Sent Department 1488; repeated London 108, Berlin 268, Paris 223.

  1. Telegram 1489, August 1, from Moscow, not printed, reported that the British and French representatives saw Foreign Minister Molotov as scheduled. Their interviews proceeded almost exactly along the lines of Ambassador Smith’s (740.00119 Control (Germany)/8–148). In his telegram 3992, August 2, from Paris, not printed, Ambassador Caffery reported that Ambassador Chataigneau’s reports to Paris on his interview corresponded closely with Smith’s (740.00119 Control (Germany)/8–248).

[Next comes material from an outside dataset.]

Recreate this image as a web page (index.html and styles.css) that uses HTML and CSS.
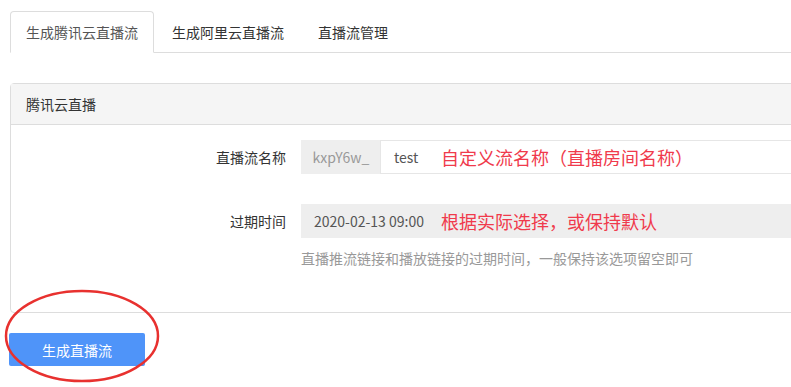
FILE: index.html
```html
<!DOCTYPE html>
<html lang="zh-CN">
<head>
    <meta charset="UTF-8">
    <title>直播流</title>
    <link rel="stylesheet" href="styles.css">
</head>
<body>
    <div class="page">
        <ul class="tabs">
            <li class="tab active">生成腾讯云直播流</li>
            <li class="tab">生成阿里云直播流</li>
            <li class="tab">直播流管理</li>
        </ul>

        <div class="panel">
            <div class="panel-heading">腾讯云直播</div>
            <div class="panel-body">
                <div class="form-row">
                    <label class="form-label">直播流名称</label>
                    <div class="input-group">
                        <span class="addon">kxpY6w_</span>
                        <div class="input"><span class="value">test</span><span class="note">自定义流名称（直播房间名称）</span></div>
                    </div>
                </div>
                <div class="form-row">
                    <label class="form-label">过期时间</label>
                    <div class="field">
                        <div class="input readonly"><span class="value">2020-02-13 09:00</span><span class="note">根据实际选择，或保持默认</span></div>
                        <p class="help">直播推流链接和播放链接的过期时间，一般保持该选项留空即可</p>
                    </div>
                </div>
            </div>
        </div>

        <div class="actions">
            <button class="btn-primary">生成直播流</button>
            <svg class="circle" width="160" height="96" viewBox="0 0 160 96">
                <ellipse cx="80" cy="48" rx="76" ry="45" fill="none" stroke="#e8312f" stroke-width="2.5"/>
            </svg>
        </div>
    </div>
</body>
</html>
```

FILE: styles.css
```css
html {
    overflow: hidden;
}

body {
    margin: 0;
    font-family: "Noto Sans CJK SC", "Noto Sans", sans-serif;
    font-size: 14px;
    line-height: 20px;
    color: #333;
    background-color: #fff;
}

.page {
    width: 820px;
    padding: 11px 0 20px 10px;
}

.tabs {
    display: flex;
    margin: 0;
    padding: 0;
    list-style: none;
    border-bottom: 1px solid #ddd;
}

.tab {
    height: 40px;
    line-height: 40px;
    padding: 0 15px;
    margin-bottom: -1px;
    border: 1px solid transparent;
    border-radius: 4px 4px 0 0;
    color: #333;
    margin-right: 2px;
}

.tab.active {
    border-color: #ddd;
    border-bottom-color: #fff;
    background-color: #fff;
    color: #555;
}

.panel {
    margin-top: 30px;
    border: 1px solid #ddd;
    border-radius: 4px;
}

.panel-heading {
    height: 40px;
    line-height: 40px;
    padding-left: 15px;
    background-color: #f5f5f5;
    border-bottom: 1px solid #ddd;
}

.panel-body {
    padding: 15px 0 44px;
}

.form-row {
    display: flex;
    align-items: flex-start;
    margin-bottom: 30px;
}

.form-row:last-child {
    margin-bottom: 0;
}

.form-label {
    width: 275px;
    padding-right: 15px;
    text-align: right;
    line-height: 34px;
    flex-shrink: 0;
}

.input-group {
    display: flex;
    flex: 1;
}

.addon {
    width: 79px;
    height: 34px;
    line-height: 32px;
    text-align: center;
    background-color: #eee;
    border: 1px solid #eee;
    border-right: none;
    color: #999;
    box-sizing: border-box;
    flex-shrink: 0;
}

.input {
    flex: 1;
    height: 34px;
    box-sizing: border-box;
    border: 1px solid #e6e6e6;
    display: flex;
    align-items: center;
    padding-left: 13px;
    color: #555;
}

.input.readonly {
    background-color: #eee;
    border-color: #eee;
    padding-left: 12px;
}

.field {
    flex: 1;
}

.value {
    width: 47px;
    flex-shrink: 0;
}

.readonly .value {
    width: 127px;
}

.note {
    color: #f03a4c;
    font-size: 18px;
}

.help {
    margin: 10px 0 0;
    color: #999;
}

.actions {
    position: relative;
    padding-top: 20px;
}

.btn-primary {
    display: block;
    margin-left: -1px;
    width: 136px;
    height: 33px;
    border: none;
    border-radius: 2px;
    background-color: #4f94f9;
    color: #fff;
    font-family: inherit;
    font-size: 14px;
}

.circle {
    position: absolute;
    left: -8px;
    top: -25px;
}
```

  2. See telegram 1474, July 30, from Moscow, supra.
  3. Ante, p. 960.
  4. In telegram 1489, August 1, from Moscow, not printed, Smith reported that he had met with his British and French colleagues on the morning of August 1, to plan their approach should an interview with Stalin be granted. Immediately after this meeting, the Soviet Foreign Ministry informed Smith that an interview on the evening of August 2 had been arranged (740.00119 Control (Germany)/8–148). For a further account of the interview with Molotov, see Smith, Moscow Mission, pp. 231–233.